Thirdly, in the process of labeling the dataset in our paper, since the soybean plant main stem and stem information are relatively similar, and a soybean plant only has one main stem, the number is much lower than leaf and stem, leading to a low segmentation accuracy of the main stems. There is a situation where the points on the petiole were classified as leaves. However, the visualization results show that each point cloud segmentation network model still segmented most of the points on the main stems. Therefore, the Soybean-MVS dataset can ensure the effectiveness of the point cloud segmentation task.

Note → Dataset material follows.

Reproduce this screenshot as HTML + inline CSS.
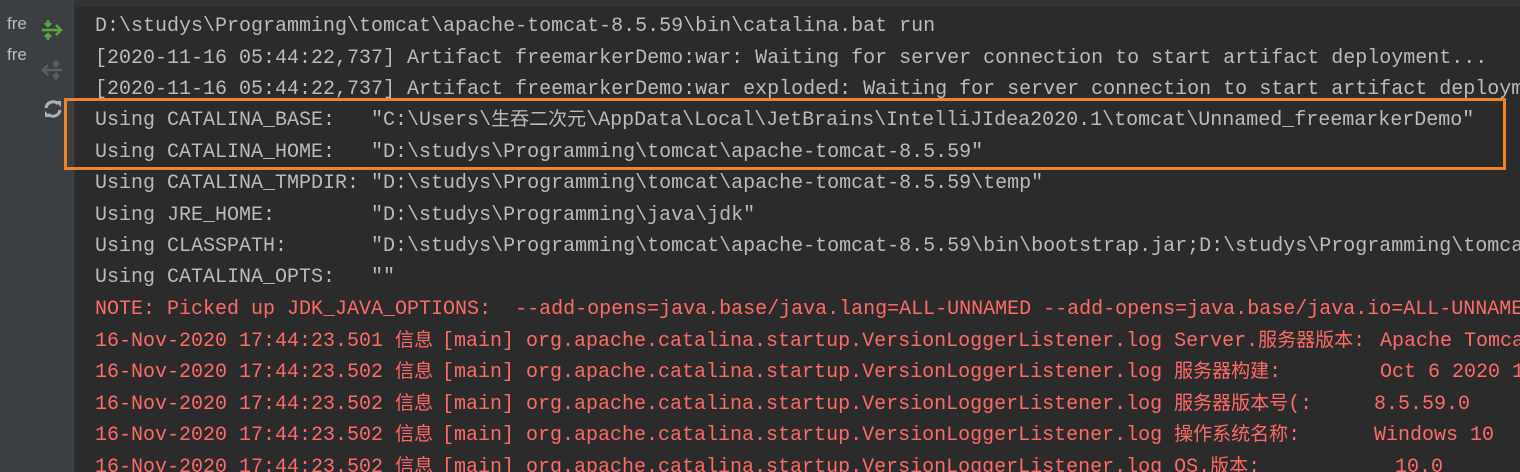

Finally, the Soybean-MVS dataset is universal. The universality of datasets is crucial to empirical research evaluation for at least three reasons: (1) providing a basis for measuring progress by copying and comparing results; (2) revealing the shortcomings of the latest technology, thus paving the way for novel methods and research directions; (3) the method can be developed without first collecting and tagging data (Schunck et al. [
31]). Furthermore, data with high universality can meet the requirements of different point cloud segmentation models and obtain a highly reliable segmentation model. Turgut et al. [
32] evaluated their performance on real rose shrubs based on the ROSE-X and synthetic model datasets and adjusted six-point cloud-based deep learning architectures (PointNet, etc.) to subdivide the structure of a rosebush model. In our paper, RandLA-Net and BAAF-Net were used for testing (also applicable to other 3D point cloud classification and segmentation models based on depth learning). In the future, we will continue to expand and adjust the Soybean-MVS dataset and apply it to other point cloud segmentation network models, to further improve it.